On the other hand, in an asset deal, there is no need to engage a paying agent to take responsibility for the purchaser’s obligation to withhold tax on the consideration paid to each of the various sellers in a share deal.
On the closing of a share deal, the company continues to operate; it is largely business as usual. However, in asset deals, while the purchaser is preparing to run the business independently, including obtaining necessary regulatory licenses, leasing new office space, opening bank accounts etc., and in order to smooth the transition with its main customers or suppliers, it may ask the seller to provide it with transition services.
If any liabilities are left with the target company, the purchaser may be required to provide a grant-back license to the seller. This will allow the seller to use the intellectual property purchased by the purchaser in order to fulfill these retained obligations. If the retained liabilities include a piece of litigation, the manner in which such litigation is to be handled by the seller will need to be agreed in advance, to ensure it does not prejudice the purchaser.

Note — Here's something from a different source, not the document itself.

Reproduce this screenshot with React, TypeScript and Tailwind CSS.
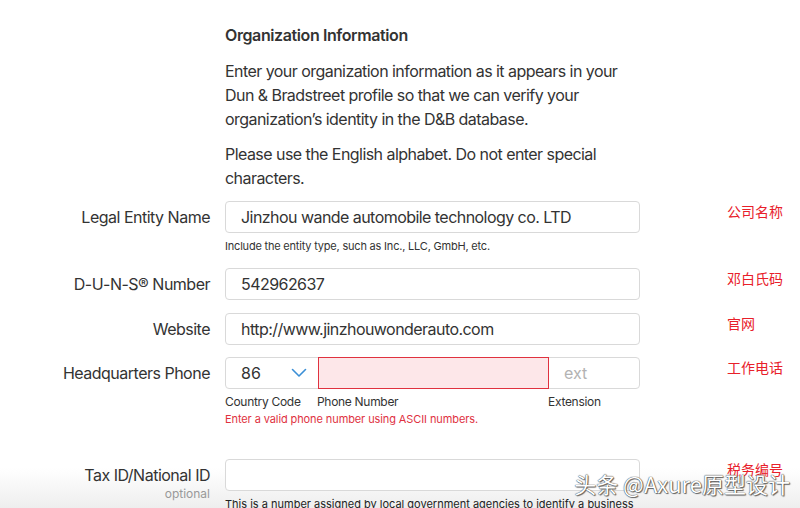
import React from 'react';

const font = { fontFamily: 'Inter, "Noto Sans CJK SC", sans-serif' };

interface RowProps {
  label: string;
  note: string;
  sub?: string;
  children: React.ReactNode;
}

const Row: React.FC<RowProps> = ({ label, note, sub, children }) => (
  <div className="grid grid-cols-[210px_415px_1fr] gap-x-[15px]">
    <div className="flex flex-col items-end">
      <div className="h-[32px] flex items-center text-[16px] tracking-[-0.5px] text-[#333]">{label}</div>
      {sub && <div className="text-[12px] leading-[14px] text-[#999] -mt-[4px]">{sub}</div>}
    </div>
    <div>{children}</div>
    <div className="pl-[72px] text-[14px] leading-[20px] text-[#e8202a] font-['Noto_Sans_CJK_SC']">{note}</div>
  </div>
);

const Field: React.FC<{ value?: string }> = ({ value }) => (
  <div className="h-[32px] border border-[#d9d9d9] rounded-[4px] bg-white flex items-center px-[15px] text-[16px] tracking-[-0.55px] text-[#333]">
    {value}
  </div>
);

export default function App() {
  return (
    <div className="relative w-[800px] h-[508px] bg-white overflow-hidden" style={font}>
      <div className="absolute inset-x-0 bottom-0 h-[40px] bg-gradient-to-b from-[#ffffff00] to-[#eeeeee]" />

      <div className="relative pt-[23px]">
        <div className="pl-[225px] w-[640px]">
          <h2 className="text-[16px] leading-[24px] font-semibold tracking-[-0.4px] text-[#333]">Organization Information</h2>
          <p className="mt-[12px] text-[16px] leading-[24px] tracking-[-0.55px] text-[#333]">
            Enter your organization information as it appears in your Dun &amp; Bradstreet profile so that we can verify your organization’s identity in the D&amp;B database.
          </p>
          <p className="mt-[11px] text-[16px] leading-[24px] tracking-[-0.55px] text-[#333]">
            Please use the English alphabet. Do not enter special characters.
          </p>
        </div>

        <div className="mt-[11px] flex flex-col">
          <Row label="Legal Entity Name" note="公司名称">
            <Field value="Jinzhou wande automobile technology co. LTD" />
            <div className="mt-[6px] text-[11px] leading-[14px] tracking-[-0.2px] text-[#333]">Include the entity type, such as Inc., LLC, GmbH, etc.</div>
          </Row>

          <div className="mt-[15px]">
            <Row label="D-U-N-S® Number" note="邓白氏码">
              <Field value="542962637" />
            </Row>
          </div>

          <div className="mt-[13px]">
            <Row label="Website" note="官网">
              <Field value="http://www.jinzhouwonderauto.com" />
            </Row>
          </div>

          <div className="mt-[12px]">
            <Row label="Headquarters Phone" note="工作电话">
              <div className="h-[32px] flex border border-[#d9d9d9] rounded-[4px]">
                <div className="w-[92px] flex items-center justify-between pl-[15px] pr-[11px] text-[16px] text-[#333]">
                  <span>86</span>
                  <svg width="16" height="10" viewBox="0 0 16 10" fill="none">
                    <path d="M1.5 1.5 8 8l6.5-6.5" stroke="#3b8fd6" strokeWidth="1.6" strokeLinecap="round" strokeLinejoin="round" />
                  </svg>
                </div>
                <div className="w-[231px] -my-px border border-[#e0323f] bg-[#fde7e9]" />
                <div className="flex-1 flex items-center pl-[15px] text-[16px] text-[#b3b3b3]">ext</div>
              </div>
              <div className="mt-[6px] flex text-[12px] leading-[14px] tracking-[-0.3px] text-[#333]">
                <span className="w-[92px]">Country Code</span>
                <span className="w-[231px]">Phone Number</span>
                <span>Extension</span>
              </div>
              <div className="mt-[3px] text-[11px] leading-[14px] tracking-[-0.1px] text-[#e0323f]">Enter a valid phone number using ASCII numbers.</div>
            </Row>
          </div>

          <div className="mt-[33px]">
            <Row label="Tax ID/National ID" note="税务编号" sub="optional">
              <Field />
              <div className="mt-[6px] text-[11px] leading-[14px] text-[#222]">This is a number assigned by local government agencies to identify a business</div>
            </Row>
          </div>
        </div>
      </div>

      <div
        className="absolute right-[10px] bottom-[12px] text-[22px] leading-[26px] text-white font-['Noto_Sans_CJK_SC']"
        style={{ textShadow: '0 0 1px #444, 0 0 1px #444, 1px 1px 1px #666' }}
      >
        头条 @Axure原型设计
      </div>
    </div>
  );
}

All these elements will need to be negotiated in conjunction with the asset deal.
An asset deal provides the purchaser with a fresh start for the business, mitigating risks arising from the target’s past and in certain cases offering a more tax-efficient structure than a share deal. On the other hand, the select acquisition of assets and assumption of liabilities, rather than a package share deal, adds a level of complexity to the transaction. This complexity can translate into time, money, and the potential risk that the deal may not close. The answer as to how to structure an acquisition in
Israel, will depend on the individual variables of a particular deal, the nature of the assets being acquired and the purchaser’s post-closing plans.